The exercise: Go through the material below, count the lines with the word "components", and reply with the count alone.

Data excerpts:
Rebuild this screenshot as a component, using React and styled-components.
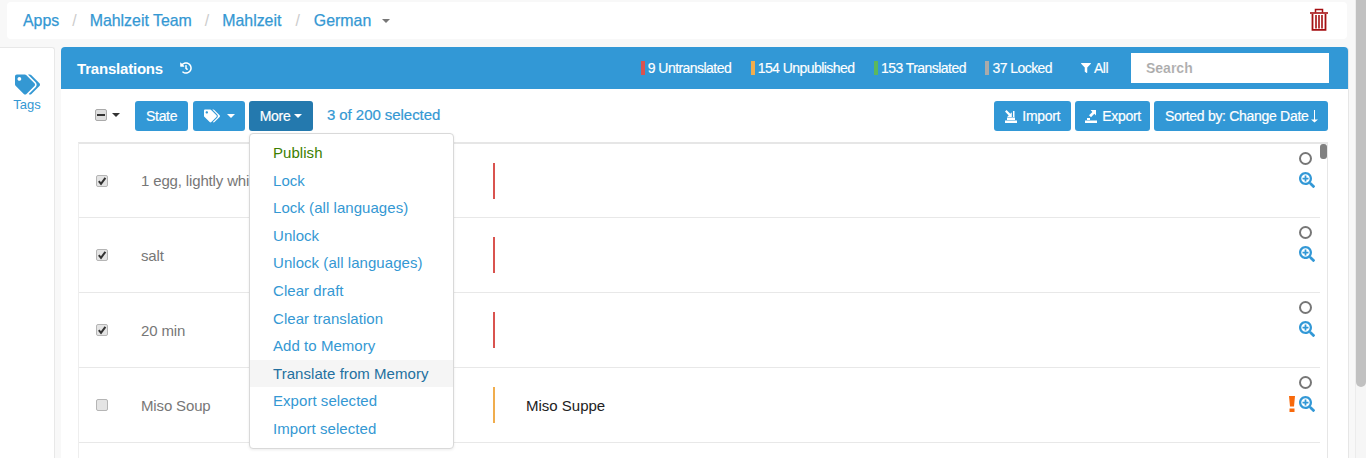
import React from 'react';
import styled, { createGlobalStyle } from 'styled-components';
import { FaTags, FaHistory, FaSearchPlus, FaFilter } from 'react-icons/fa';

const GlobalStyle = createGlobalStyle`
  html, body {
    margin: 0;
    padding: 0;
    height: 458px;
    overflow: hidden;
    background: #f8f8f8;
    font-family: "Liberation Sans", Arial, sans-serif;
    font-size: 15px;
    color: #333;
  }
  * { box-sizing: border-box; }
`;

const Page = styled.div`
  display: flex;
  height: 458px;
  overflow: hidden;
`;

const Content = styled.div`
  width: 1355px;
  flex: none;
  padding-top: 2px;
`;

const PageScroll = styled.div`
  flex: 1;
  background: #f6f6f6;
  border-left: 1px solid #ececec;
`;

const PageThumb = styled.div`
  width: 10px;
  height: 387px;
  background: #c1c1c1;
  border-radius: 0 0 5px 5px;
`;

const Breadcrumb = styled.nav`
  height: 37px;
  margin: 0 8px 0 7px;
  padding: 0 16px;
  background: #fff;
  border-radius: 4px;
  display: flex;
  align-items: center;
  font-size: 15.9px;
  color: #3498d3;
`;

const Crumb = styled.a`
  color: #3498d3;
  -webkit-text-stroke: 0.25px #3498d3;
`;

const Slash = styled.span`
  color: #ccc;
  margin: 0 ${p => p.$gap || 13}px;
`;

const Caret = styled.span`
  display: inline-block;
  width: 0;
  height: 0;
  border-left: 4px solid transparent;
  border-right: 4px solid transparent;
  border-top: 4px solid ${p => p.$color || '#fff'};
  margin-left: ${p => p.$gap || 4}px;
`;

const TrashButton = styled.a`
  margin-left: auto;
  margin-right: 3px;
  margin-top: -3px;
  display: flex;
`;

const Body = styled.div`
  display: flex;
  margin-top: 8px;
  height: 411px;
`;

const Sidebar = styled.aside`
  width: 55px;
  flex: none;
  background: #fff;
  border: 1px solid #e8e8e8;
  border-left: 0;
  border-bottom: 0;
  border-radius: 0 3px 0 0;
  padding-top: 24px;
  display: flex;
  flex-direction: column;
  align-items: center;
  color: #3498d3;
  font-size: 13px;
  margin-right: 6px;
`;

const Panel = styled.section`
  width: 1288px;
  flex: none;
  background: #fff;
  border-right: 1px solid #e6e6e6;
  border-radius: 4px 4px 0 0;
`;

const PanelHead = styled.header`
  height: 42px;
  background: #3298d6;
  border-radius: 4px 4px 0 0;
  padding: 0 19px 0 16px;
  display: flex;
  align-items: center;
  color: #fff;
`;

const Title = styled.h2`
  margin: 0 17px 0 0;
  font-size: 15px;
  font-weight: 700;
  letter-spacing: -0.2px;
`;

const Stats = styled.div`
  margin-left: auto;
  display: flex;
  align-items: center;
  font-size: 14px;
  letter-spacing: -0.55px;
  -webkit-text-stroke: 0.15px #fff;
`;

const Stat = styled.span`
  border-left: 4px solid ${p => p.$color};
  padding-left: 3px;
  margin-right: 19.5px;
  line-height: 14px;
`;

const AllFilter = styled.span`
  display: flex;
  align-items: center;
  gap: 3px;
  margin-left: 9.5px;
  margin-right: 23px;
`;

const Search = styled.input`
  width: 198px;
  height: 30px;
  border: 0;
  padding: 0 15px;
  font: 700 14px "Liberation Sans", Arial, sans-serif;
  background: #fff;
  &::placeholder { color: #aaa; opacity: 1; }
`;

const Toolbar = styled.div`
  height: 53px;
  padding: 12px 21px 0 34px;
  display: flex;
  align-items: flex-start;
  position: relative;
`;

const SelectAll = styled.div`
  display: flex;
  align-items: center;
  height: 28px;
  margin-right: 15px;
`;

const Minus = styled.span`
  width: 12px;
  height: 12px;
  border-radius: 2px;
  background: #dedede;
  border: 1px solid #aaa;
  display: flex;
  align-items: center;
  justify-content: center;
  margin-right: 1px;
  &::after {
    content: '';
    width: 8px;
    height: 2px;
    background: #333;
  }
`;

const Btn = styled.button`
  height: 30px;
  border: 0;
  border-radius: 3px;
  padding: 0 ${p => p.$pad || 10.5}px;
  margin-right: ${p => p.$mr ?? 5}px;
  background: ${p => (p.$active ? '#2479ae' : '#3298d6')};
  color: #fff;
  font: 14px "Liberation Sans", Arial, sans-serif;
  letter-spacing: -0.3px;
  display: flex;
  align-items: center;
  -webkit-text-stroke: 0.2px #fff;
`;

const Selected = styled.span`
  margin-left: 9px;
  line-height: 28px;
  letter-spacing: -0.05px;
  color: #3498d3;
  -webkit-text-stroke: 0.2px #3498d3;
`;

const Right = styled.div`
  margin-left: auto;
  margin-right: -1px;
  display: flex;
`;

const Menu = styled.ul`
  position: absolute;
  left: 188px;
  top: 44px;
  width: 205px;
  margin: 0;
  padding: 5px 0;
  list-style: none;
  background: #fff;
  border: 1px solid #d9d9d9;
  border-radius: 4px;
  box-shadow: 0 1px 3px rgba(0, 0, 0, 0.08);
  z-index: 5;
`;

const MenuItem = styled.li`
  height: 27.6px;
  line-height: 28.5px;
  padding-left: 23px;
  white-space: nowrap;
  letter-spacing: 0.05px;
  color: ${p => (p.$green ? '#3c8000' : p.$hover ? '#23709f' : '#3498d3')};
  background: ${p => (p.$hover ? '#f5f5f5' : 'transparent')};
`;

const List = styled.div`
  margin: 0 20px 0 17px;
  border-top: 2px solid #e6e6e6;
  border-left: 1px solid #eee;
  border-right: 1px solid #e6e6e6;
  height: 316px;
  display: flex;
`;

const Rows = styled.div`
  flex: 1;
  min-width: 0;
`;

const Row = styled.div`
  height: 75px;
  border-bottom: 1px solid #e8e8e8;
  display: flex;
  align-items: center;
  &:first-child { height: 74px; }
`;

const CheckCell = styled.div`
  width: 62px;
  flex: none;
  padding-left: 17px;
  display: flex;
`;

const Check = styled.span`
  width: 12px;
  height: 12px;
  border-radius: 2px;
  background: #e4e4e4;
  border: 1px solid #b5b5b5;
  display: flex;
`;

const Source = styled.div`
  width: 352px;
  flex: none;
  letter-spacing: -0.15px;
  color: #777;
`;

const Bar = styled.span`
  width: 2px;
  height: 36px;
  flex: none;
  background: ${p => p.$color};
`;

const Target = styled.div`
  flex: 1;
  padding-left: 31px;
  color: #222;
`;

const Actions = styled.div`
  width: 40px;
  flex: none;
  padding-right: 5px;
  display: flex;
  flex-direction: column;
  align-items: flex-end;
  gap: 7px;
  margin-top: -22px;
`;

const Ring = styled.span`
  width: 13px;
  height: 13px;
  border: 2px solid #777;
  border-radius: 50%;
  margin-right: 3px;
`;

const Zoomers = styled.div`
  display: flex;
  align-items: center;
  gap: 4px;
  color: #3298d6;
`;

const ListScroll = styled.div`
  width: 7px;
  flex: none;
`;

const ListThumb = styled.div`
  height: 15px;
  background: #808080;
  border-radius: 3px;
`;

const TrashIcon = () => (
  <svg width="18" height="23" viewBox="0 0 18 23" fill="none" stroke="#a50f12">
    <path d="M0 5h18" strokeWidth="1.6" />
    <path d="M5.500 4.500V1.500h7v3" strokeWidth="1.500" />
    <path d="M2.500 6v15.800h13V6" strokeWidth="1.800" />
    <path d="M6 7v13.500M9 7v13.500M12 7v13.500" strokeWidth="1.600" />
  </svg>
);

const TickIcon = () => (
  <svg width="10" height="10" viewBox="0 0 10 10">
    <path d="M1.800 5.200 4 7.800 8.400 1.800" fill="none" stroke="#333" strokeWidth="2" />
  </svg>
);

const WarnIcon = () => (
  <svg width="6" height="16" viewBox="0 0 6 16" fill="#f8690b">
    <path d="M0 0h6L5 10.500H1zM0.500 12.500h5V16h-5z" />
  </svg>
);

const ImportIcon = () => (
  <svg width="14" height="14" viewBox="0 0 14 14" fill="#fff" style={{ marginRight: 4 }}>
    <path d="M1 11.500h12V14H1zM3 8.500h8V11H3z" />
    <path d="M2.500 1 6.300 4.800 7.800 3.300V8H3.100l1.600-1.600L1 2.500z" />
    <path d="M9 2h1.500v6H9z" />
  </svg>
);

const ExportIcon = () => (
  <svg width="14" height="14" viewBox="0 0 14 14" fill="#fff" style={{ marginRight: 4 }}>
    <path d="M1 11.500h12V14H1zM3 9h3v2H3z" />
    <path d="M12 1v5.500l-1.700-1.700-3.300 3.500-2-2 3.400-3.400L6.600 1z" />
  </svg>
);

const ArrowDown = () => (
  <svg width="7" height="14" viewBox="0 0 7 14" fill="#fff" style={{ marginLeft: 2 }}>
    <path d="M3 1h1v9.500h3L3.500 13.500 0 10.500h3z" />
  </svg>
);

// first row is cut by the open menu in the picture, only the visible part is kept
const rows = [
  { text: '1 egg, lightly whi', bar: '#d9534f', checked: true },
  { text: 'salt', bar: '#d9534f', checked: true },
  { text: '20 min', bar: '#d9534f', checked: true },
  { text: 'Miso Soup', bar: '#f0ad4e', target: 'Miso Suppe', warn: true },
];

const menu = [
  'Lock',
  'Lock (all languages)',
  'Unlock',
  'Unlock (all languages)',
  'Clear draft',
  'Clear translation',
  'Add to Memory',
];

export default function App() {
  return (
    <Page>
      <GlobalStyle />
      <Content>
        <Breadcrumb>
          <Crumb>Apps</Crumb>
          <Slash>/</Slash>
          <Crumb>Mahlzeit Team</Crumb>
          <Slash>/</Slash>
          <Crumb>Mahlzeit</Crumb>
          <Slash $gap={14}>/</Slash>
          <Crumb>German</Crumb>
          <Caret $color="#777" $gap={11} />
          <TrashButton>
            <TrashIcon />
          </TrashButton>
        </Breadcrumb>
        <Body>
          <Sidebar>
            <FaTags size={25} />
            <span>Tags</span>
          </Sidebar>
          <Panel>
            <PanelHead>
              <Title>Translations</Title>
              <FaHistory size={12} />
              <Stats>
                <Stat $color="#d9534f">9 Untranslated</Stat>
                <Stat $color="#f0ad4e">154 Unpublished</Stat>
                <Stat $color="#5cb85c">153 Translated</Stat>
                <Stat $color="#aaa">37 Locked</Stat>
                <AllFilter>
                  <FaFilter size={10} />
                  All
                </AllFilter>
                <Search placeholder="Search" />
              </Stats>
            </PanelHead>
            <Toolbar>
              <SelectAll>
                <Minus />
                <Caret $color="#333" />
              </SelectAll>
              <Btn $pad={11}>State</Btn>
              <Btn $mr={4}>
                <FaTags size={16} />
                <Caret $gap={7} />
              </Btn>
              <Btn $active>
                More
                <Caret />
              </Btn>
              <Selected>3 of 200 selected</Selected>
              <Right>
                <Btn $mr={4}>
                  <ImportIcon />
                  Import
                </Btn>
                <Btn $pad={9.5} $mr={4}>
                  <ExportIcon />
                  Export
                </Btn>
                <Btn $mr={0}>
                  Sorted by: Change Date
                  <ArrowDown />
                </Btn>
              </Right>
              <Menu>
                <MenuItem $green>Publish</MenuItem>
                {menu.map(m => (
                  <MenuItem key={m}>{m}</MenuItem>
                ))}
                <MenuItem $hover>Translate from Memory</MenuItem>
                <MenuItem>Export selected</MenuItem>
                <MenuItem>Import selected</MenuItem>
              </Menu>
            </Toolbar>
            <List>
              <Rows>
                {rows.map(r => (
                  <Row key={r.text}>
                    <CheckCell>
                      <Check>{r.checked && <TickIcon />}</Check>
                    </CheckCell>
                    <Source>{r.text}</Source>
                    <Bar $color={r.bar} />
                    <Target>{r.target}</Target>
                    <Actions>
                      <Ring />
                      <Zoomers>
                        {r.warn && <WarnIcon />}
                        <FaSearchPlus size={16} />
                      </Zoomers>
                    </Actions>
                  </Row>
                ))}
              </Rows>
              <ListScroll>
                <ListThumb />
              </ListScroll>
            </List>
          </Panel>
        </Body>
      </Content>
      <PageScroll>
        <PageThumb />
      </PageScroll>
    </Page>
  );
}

==

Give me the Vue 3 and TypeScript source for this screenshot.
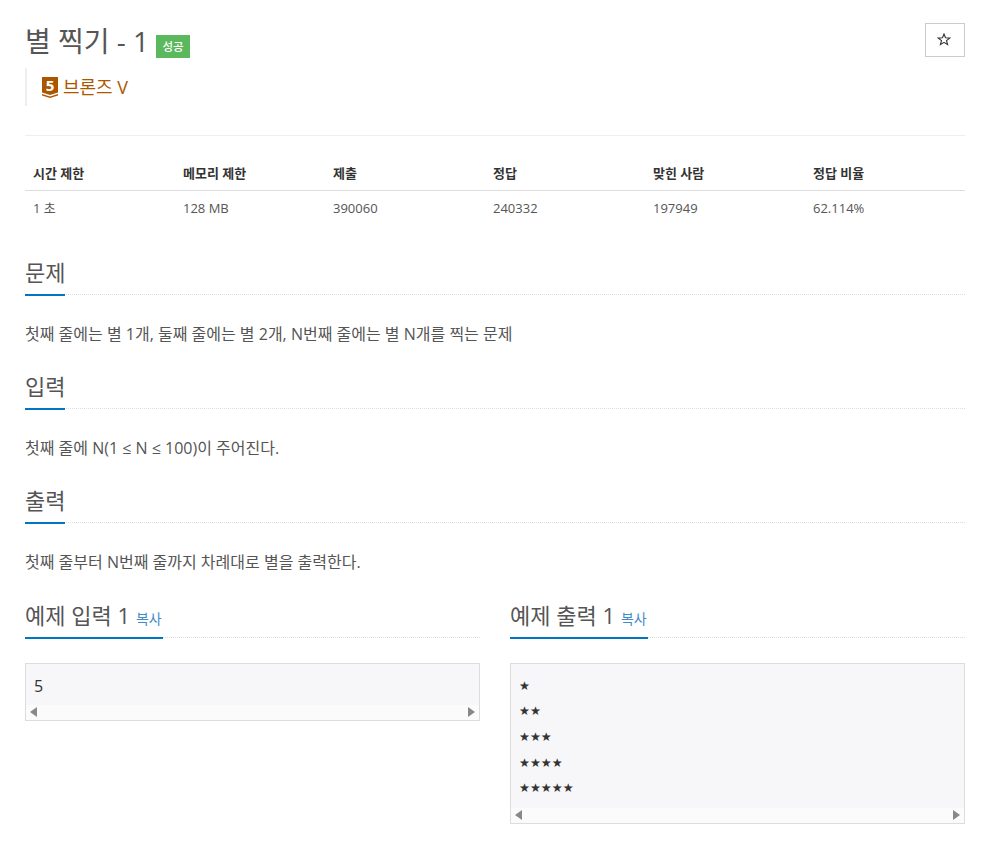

Output for this task: 2